The lessons of the failed Ottoman experiment, however, extend far beyond the limited historical scope of Shattered Dreams of Revolution,
which covers a period between 1908 and 1909. Like other modern
revolutions, Der Matossian writes, the Young Turk Revolution was driven
by the notion that the predicaments of society “should be solved through
the kind of political reform that had transformed the West into a
successful entity: constitutionalism and parliamentary rule vehicles to
curb the power of the monarchy.” Constitutionalism alone, however,
“failed to create a new understanding of Ottoman citizenship,” and could
not stem the rising tide of nationalism that enveloped the rapidly
decaying multi-ethnic Empires of the era—including Czarist Russia and
Austria-Hungary, both of which crumbled at the end of the First World
War.
Even in the 21st century, we
continue to see a similar template in Middle Eastern revolutions. In the
book’s conclusion, Der Matossian includes an excerpt from a speech
given in an Egyptian church at the peak of the Arab Spring’s optimism in
December 2011. The Anglican pastor, Reverend Sameh al-Qasim, welcomes a
prominent imam from a Tahrir Square mosque along with a delegation of
hundreds of Muslims to celebrate the New Year side by side. The imam,
Sheikh Mazhar Shahin, invokes Egyptian patriotism and describes the
relationship between Christian and Muslim Egyptians as one of “love and
harmony.”
“The pillars of this country were founded with the sweat of the
Egyptians…Muslims and Christians [alike],” Shahin says. “Egypt will
remain a safe country, guarded by whoever walks on it, be they Muslims
or Christians.”
It is, sadly, clear just how that worked out.
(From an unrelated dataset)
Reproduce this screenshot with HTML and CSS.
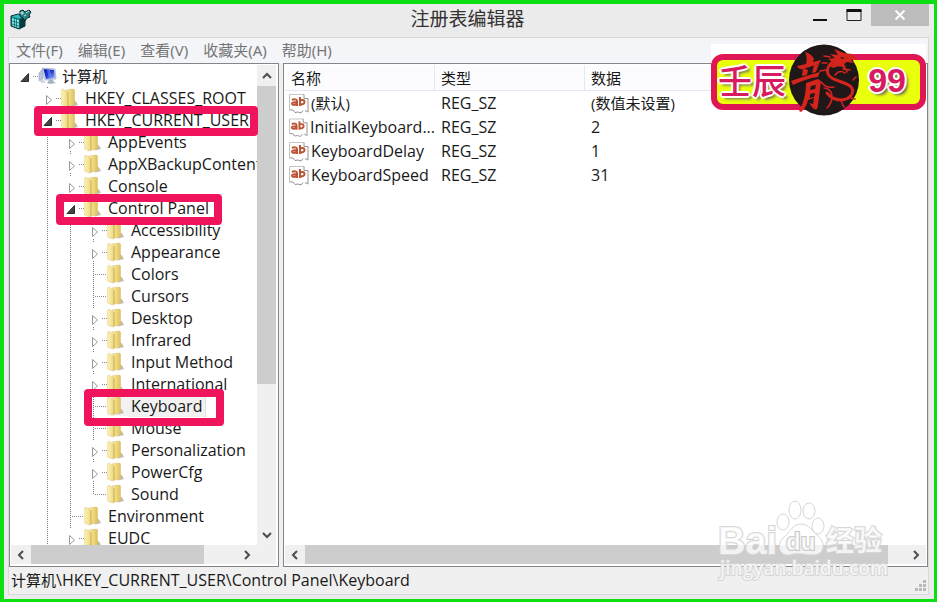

Der Matossian rightly points out that in the wake of both the Young
Turk and Egyptian revolutions, “continued tensions between Christians
and Muslims quickly became part of the post-revolutionary political
milieu.” These parallels make Shattered Dreams of Revolution essential to a sober and honest understanding of the Middle East in the 20th century—and in the 21st.